The Daring Young Man on the Flying Trapeze Analysis

William Saroyan

The Daring Young Man on the Flying Trapeze

(Critical Survey of Contemporary Fiction)

The plot is traditional enough--a young writer, poor and starving, wanders the city streets in an attempt to stave off his hunger. He cannot find meaningful work and must sell his book to survive. In his vagaries, he dreams of food and of climbing out of his body. He finds a penny and brings it to his rented flat where he polishes it and dreams over it. Hallucinating because of his hunger, he dies alone, his imagination active to the end.

As in many of Saroyan’s stories, the plot is loosely episodic, but there is a distinctly Russian flavor to this piece. The young writer’s despondent wanderings about the heartless city are suggestive of Gogol’s or Dostoyevski’s starkly realistic portrayals of sensitive souls in conflict with an unheeding, indifferent society.

Such traditional material, however, is presented in the stream-of-consciousness technique. In the brief first part of the story entitled “Sleep,” a series of dream images and associations flow through the sleeping writer’s mind. This jangle of cultural, political, literary, and comic allusions all thematically suggest a cosmic imbalance, a world out of joint. Yet all is somehow unified or reconciled by the free-flight of the man on the trapeze, the writer and his imagination.

In the second part, “Wakefulness,” the writer makes his rounds of the city looking for bread and work, his physical action alternating with his bitter attitude toward a society that offers him humiliation rather than life. In his room at the end, the writer withdraws into his mind, flying out of his body as easily and as gracefully as the daring young man on the flying trapeze.

Style and Technique

(Comprehensive Guide to Short Stories, Critical Edition)
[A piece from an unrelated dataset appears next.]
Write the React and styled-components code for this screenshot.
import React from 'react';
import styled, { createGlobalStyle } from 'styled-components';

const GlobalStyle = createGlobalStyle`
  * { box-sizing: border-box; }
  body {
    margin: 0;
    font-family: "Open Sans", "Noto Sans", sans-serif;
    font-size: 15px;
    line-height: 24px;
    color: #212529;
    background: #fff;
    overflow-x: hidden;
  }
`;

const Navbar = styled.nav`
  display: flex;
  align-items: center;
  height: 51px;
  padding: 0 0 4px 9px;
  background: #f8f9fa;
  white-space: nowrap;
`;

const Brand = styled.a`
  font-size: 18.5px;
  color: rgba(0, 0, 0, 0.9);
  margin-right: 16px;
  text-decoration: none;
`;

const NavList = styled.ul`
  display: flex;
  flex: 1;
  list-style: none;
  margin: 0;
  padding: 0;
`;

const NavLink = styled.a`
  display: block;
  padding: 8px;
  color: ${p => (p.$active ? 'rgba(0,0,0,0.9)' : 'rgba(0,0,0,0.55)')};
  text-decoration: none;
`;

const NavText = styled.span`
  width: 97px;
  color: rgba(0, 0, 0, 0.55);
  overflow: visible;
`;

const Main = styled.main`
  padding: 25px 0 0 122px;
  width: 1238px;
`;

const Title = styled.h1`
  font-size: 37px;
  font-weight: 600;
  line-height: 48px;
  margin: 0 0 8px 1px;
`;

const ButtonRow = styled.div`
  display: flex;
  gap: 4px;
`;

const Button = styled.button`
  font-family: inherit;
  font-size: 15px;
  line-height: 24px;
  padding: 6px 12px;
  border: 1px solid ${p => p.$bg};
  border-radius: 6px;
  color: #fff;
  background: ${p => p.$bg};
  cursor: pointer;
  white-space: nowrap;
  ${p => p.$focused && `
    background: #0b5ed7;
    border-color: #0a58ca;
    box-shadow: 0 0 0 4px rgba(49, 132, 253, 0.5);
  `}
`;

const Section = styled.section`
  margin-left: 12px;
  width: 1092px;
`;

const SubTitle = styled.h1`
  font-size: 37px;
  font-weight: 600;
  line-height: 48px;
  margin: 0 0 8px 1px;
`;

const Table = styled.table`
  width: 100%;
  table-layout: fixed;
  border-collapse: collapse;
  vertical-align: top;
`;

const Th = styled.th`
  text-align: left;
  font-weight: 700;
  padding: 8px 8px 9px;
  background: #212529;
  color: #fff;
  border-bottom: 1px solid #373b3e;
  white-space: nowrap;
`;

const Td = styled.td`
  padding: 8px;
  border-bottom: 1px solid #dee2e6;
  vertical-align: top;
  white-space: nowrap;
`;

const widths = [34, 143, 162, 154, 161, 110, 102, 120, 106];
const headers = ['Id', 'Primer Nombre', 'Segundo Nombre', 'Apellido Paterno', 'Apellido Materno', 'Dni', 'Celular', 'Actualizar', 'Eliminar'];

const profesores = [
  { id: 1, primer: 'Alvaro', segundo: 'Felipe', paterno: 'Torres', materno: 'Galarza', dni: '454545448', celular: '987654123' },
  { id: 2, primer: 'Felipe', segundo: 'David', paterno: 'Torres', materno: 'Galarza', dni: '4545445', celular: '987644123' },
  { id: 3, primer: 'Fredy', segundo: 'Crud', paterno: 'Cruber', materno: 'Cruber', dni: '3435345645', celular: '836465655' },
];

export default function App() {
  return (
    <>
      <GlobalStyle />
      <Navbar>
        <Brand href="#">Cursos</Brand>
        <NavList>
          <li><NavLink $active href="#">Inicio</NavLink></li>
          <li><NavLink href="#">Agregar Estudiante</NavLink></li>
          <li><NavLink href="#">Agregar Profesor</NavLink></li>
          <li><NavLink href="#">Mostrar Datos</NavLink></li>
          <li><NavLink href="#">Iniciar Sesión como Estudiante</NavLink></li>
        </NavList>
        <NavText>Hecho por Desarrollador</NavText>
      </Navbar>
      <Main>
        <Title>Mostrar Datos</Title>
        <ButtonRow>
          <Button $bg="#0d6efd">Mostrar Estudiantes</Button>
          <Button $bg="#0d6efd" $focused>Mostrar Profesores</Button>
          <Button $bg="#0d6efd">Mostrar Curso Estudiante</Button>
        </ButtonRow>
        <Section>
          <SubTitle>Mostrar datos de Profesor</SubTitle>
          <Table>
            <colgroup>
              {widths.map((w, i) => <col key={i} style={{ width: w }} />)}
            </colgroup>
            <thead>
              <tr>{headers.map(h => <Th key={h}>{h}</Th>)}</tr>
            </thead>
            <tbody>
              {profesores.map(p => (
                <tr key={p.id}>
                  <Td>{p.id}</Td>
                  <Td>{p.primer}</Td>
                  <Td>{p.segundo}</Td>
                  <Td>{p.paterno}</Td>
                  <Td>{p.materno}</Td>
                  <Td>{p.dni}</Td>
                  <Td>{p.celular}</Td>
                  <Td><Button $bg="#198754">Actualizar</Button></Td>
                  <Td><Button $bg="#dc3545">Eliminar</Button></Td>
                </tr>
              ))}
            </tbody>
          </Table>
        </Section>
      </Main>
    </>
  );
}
“The Daring Young Man on the Flying Trapeze” brought instant fame to Saroyan, establishing him as an important talent, not only because of its timely subject and timeless conclusions about the life of an artist but also because of its arresting style and view of the subject. The story combines a stream-of-consciousness account of the interior monologue of the artist with a detailed, realistic view of the outside world he inhabits, thus uniting two of the major technical approaches of modern literature. The bizarre images that tumble through the writer’s mind as he sleeps both accurately reflect the strange world of the dream and alert the reader that this story is something different, something that will demand full attention. The enigmatic dream images also involve the reader in the story by giving him a glimpse of what the writer’s life is like: The writer’s dream is as bewildering to the reader as are the details that the writer encounters as he walks through the streets of the city, and as the writer must take up the hard work of organizing the details of everyday existence, so must the reader work to piece together the elements of the story. Little by little, the reader must infer that the writer is dying in part from integrity, because he refuses to be anything less than an artist, a role with dignity, in a society that does not respect that dignity. Because this bitter truth is inferred by the reader, its impact is more stunning than if it had been directly stated by the author.

Ironically, the psychological style and bleak viewpoint of this story, which made Saroyan a celebrity, are not at all typical of his work. Saroyan preferred direct, open, declarative statements and affirmed the positive value of human experience in spite of tragedy, qualities that are seen in such stories as “The Summer of the Beautiful White Horse.”